At the Inspire2Live Annual Congress 2015, it was painfully obvious that we aren’t getting it right. Sabine Tejpar gave a fabulous presentation (which you can see on our website; www.inspire2live.org) in which she revealed that not a single trial for colon cancer, for example, truly benefits the patient. Which isn’t surprising, since they are all based on a generic form of colon cancer, whereas we now know that there are at least 5 different types of colon cancer, all of them determined by genetic mutations. Worse still, some of these trials are actually harmful to the patient. Another appalling statistic, according to Sabine, is that we’re not even learning from these experiences; we’re simply carrying on along a route that has already been proved not to work.
Another poignant example is the development of drugs to treat pancreatic cancer. This has gradually become something of a hobby-horse with me. Patients with pancreatic cancer generally have a life expectancy of between 6 and 12 months. In that time, we give them chemotherapy which makes them nauseous and weak. At best, this only gives them an extra 3 to 4 weeks of life: a pretty mediocre outcome which we should stop right now. After all, what’s the one thing most pancreatic cancer sufferers are wrestling with? The answer is ‘pain’. ‘If I can take away the pain, Peter, we give them 6 to 12 months more to live,’ Dave Tuveson has told me. And that’s how it is. Yet nobody is studying how to do it, because there are no patents to be taken out for pain relief. Yet as any patient advocate will tell you, the best thing you can do for a patient is to help them fight pain. Once we’ve got that sorted, we can refocus our attention on the drugs that might help people to live longer while upholding quality of life. By at least a year, not just a few weeks. The medication currently being administered to these patients should be stopped immediately, since they are reducing that quality of life.
So more money isn’t the solution to the problem of cancer. If you simply throw more money at it, all that will happen is that we’ll get more research of the kind that’s already being done, which will yield the same results as before: namely ‘nothing, apart from one or two exceptions.’ What will deliver a real solution is including patient advocates in the decision-making process. First, in deciding what to study, and second, in deciding how to set up the resulting trials.

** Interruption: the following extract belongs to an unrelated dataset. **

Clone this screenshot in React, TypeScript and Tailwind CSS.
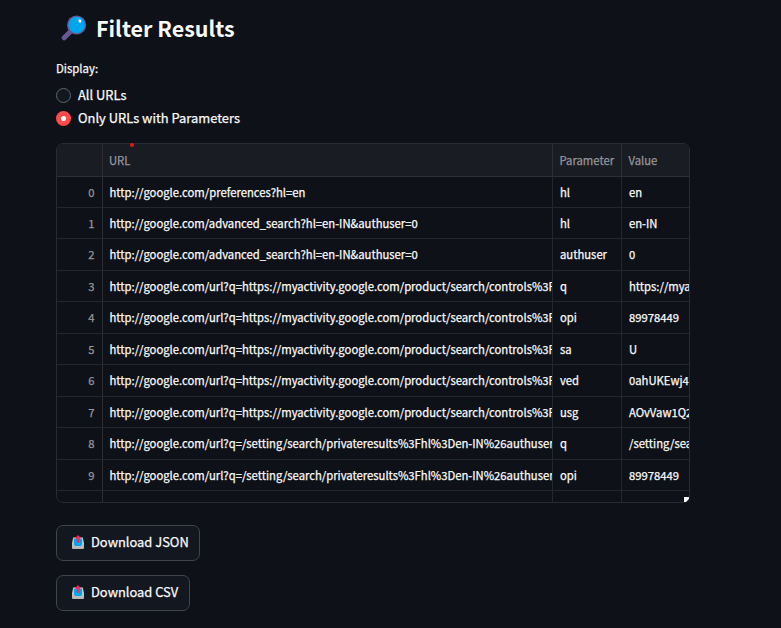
const rows: [string, string, string][] = [
  ["http://google.com/preferences?hl=en", "hl", "en"],
  ["http://google.com/advanced_search?hl=en-IN&authuser=0", "hl", "en-IN"],
  ["http://google.com/advanced_search?hl=en-IN&authuser=0", "authuser", "0"],
  ["http://google.com/url?q=https://myactivity.google.com/product/search/controls%3Fhl", "q", "https://myactivity"],
  ["http://google.com/url?q=https://myactivity.google.com/product/search/controls%3Fhl", "opi", "89978449"],
  ["http://google.com/url?q=https://myactivity.google.com/product/search/controls%3Fhl", "sa", "U"],
  ["http://google.com/url?q=https://myactivity.google.com/product/search/controls%3Fhl", "ved", "0ahUKEwj4"],
  ["http://google.com/url?q=https://myactivity.google.com/product/search/controls%3Fhl", "usg", "AOvVaw1Q2"],
  ["http://google.com/url?q=/setting/search/privateresults%3Fhl%3Den-IN%26authuser", "q", "/setting/search"],
  ["http://google.com/url?q=/setting/search/privateresults%3Fhl%3Den-IN%26authuser", "opi", "89978449"],
];

function Magnifier() {
  return (
    <svg width="26" height="26" viewBox="0 0 26 26" className="shrink-0">
      <path d="M3.2 22.8 10 16" stroke="#635994" strokeWidth="5" strokeLinecap="round" />
      <circle cx="15.6" cy="10" r="9.6" fill="#635994" />
      <circle cx="15.6" cy="10" r="8.2" fill="#00a6ed" />
      <ellipse cx="18.9" cy="5.9" rx="1.3" ry="1.7" fill="#fff" transform="rotate(-35 18.9 5.9)" />
    </svg>
  );
}

function Outbox() {
  return (
    <svg width="12" height="14" viewBox="0 0 12 14" className="mb-[2px] ml-px shrink-0">
      <path d="M1.200 2.400h9.600L12 8.500v4.100a1.200 1.200 0 0 1-1.200 1.200H1.200A1.200 1.200 0 0 1 0 12.600V8.500Z" fill="#d3d3d3" />
      <path d="M1.800 3.600h8.400v7.600H1.800Z" fill="#00a6ed" />
      <path d="M0 9.300h2l1.500 2.300h5L10 9.300h2v3.300a1.200 1.200 0 0 1-1.200 1.200H1.200A1.200 1.200 0 0 1 0 12.600Z" fill="#b9b9bb" />
      <path d="M6 0 8.200 2.500c.5.600.2 1.400-.5 1.400h-.5v2.900a1.200 1.200 0 0 1-2.400 0V3.900h-.5c-.7 0-1-.8-.5-1.400Z" fill="#f8295a" />
    </svg>
  );
}

function DownloadButton({ label, width }: { label: string; width: string }) {
  return (
    <button className={`flex h-9 items-center rounded-[7px] border border-[#41444c] bg-[#131720] pl-[14px] ${width}`}>
      <Outbox />
      <span className="ml-[7px] pb-[2px] text-[12.9px] leading-[18px] font-normal whitespace-nowrap">{label}</span>
    </button>
  );
}

export default function App() {
  return (
    <main className="h-[628px] w-[781px] overflow-hidden bg-[#0e1117] pl-14 font-['Noto_Sans_CJK_SC',sans-serif] text-[#fafafa] [-webkit-text-stroke:0.25px]">
      <h1 className="flex h-[56px] items-center pl-[5px]">
        <Magnifier />
        <span className="ml-[9px] text-[21.5px] leading-[30px] font-bold whitespace-nowrap [-webkit-text-stroke:0px]">Filter Results</span>
      </h1>
      <p className="mt-[3px] h-[18px] text-[11.4px] leading-[18px] font-normal">Display:</p>
      <div className="mt-[7px] flex h-[23px] items-center">
        <span className="size-[15px] rounded-full border border-[#62656c] bg-[#131720]" />
        <span className="ml-[7px] pb-[2px] text-[12.9px] leading-[18px] font-normal">All URLs</span>
      </div>
      <div className="flex h-[23px] items-center">
        <span className="flex size-[15px] items-center justify-center rounded-full bg-[#ff4b4b]">
          <span className="size-[5px] rounded-full bg-white" />
        </span>
        <span className="ml-[7px] pb-[2px] text-[12.9px] leading-[18px] font-normal">Only URLs with Parameters</span>
      </div>

      <div className="relative mt-[13px] w-[634px]">
        <section className="h-[360px] overflow-hidden rounded-[7px] border border-[#292b31] text-[11.28px] font-normal">
          <div className="flex h-[32.6px] border-b border-[#2d2f35] bg-[#1a1c24] leading-[32px] text-[#94969b]">
            <div className="w-[46px] shrink-0 border-r border-[#2d2f35]" />
            <div className="w-[450px] shrink-0 border-r border-[#2d2f35] pl-[6px]">URL</div>
            <div className="w-[69px] shrink-0 border-r border-[#2d2f35] pl-[6.5px]">Parameter</div>
            <div className="flex-1 pl-[6.5px]">Value</div>
          </div>
          {rows.map(([url, parameter, value], i) => (
            <div key={i} className="flex h-[31.45px] border-b border-[#24272d] leading-[30px]">
              <div className="w-[46px] shrink-0 border-r border-[#2d2f35] pr-[7.5px] text-right text-[#94969b]">{i}</div>
              <div className="w-[450px] shrink-0 overflow-hidden border-r border-[#24272d] pl-[6.5px] whitespace-nowrap">{url}</div>
              <div className="w-[69px] shrink-0 border-r border-[#24272d] pl-[7px]">{parameter}</div>
              <div className="flex-1 overflow-hidden pl-[7px] whitespace-nowrap">{value}</div>
            </div>
          ))}
          <div className="flex h-[12px]">
            <div className="w-[46px] shrink-0 border-r border-[#2d2f35]" />
            <div className="w-[450px] shrink-0 border-r border-[#24272d]" />
            <div className="w-[69px] shrink-0 border-r border-[#24272d]" />
          </div>
        </section>
        <span className="absolute top-0 left-[74px] size-[4px] rounded-full bg-[#e5191c]" />
        <svg className="absolute right-px bottom-px" width="5" height="5" viewBox="0 0 5 5">
          <path d="M5 0v2L2 5H0V0Z" fill="#fff" />
        </svg>
      </div>

      <div className="mt-[22px] flex flex-col gap-[14px]">
        <DownloadButton label="Download JSON" width="w-[144px]" />
        <DownloadButton label="Download CSV" width="w-[134px]" />
      </div>
    </main>
  );
}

This is because patient advocates always put the patient first and always ask questions like: ‘Is this in the best interests of the patient?’ ‘How do you expect this research to benefit the patient?’ ‘How many years of extra life will this medication give the patient?’ They’ll also ask other questions, such as: ‘Why don’t we develop a medicine specifically for children, or for people with brain tumours?’ Or even perhaps: ‘This medication doesn’t make much difference to the disease but makes the patient feel very sick. Why don’t we abandon it, go back to the drawing board and try to develop one with minimal side-effects?’ ‘Is medication really the best treatment for these patients, or would interventional oncology be better?’
These are just some of the dozens of questions that could be asked, yet never are. Never, because they are difficult and uncomfortable questions to which we would rather not give – or hear – the answers. After all, there is not a dollar to be made on developing drugs for children or people with brain tumours. Research apparently has to lead to patents rather than pain relief.
Yet if cancer research is to become more effective and (presumably also) more efficient, then it is patient advocates who must set the agenda. If medical trials really are to deliver any added value to patients, then patient advocates must be involved in their design and must be on hand to ask the right questions. If they aren’t, then the 200 billion euros we currently spend on research will simply get bigger and create yet more jobs. Which may be good news for some people, but not for patients.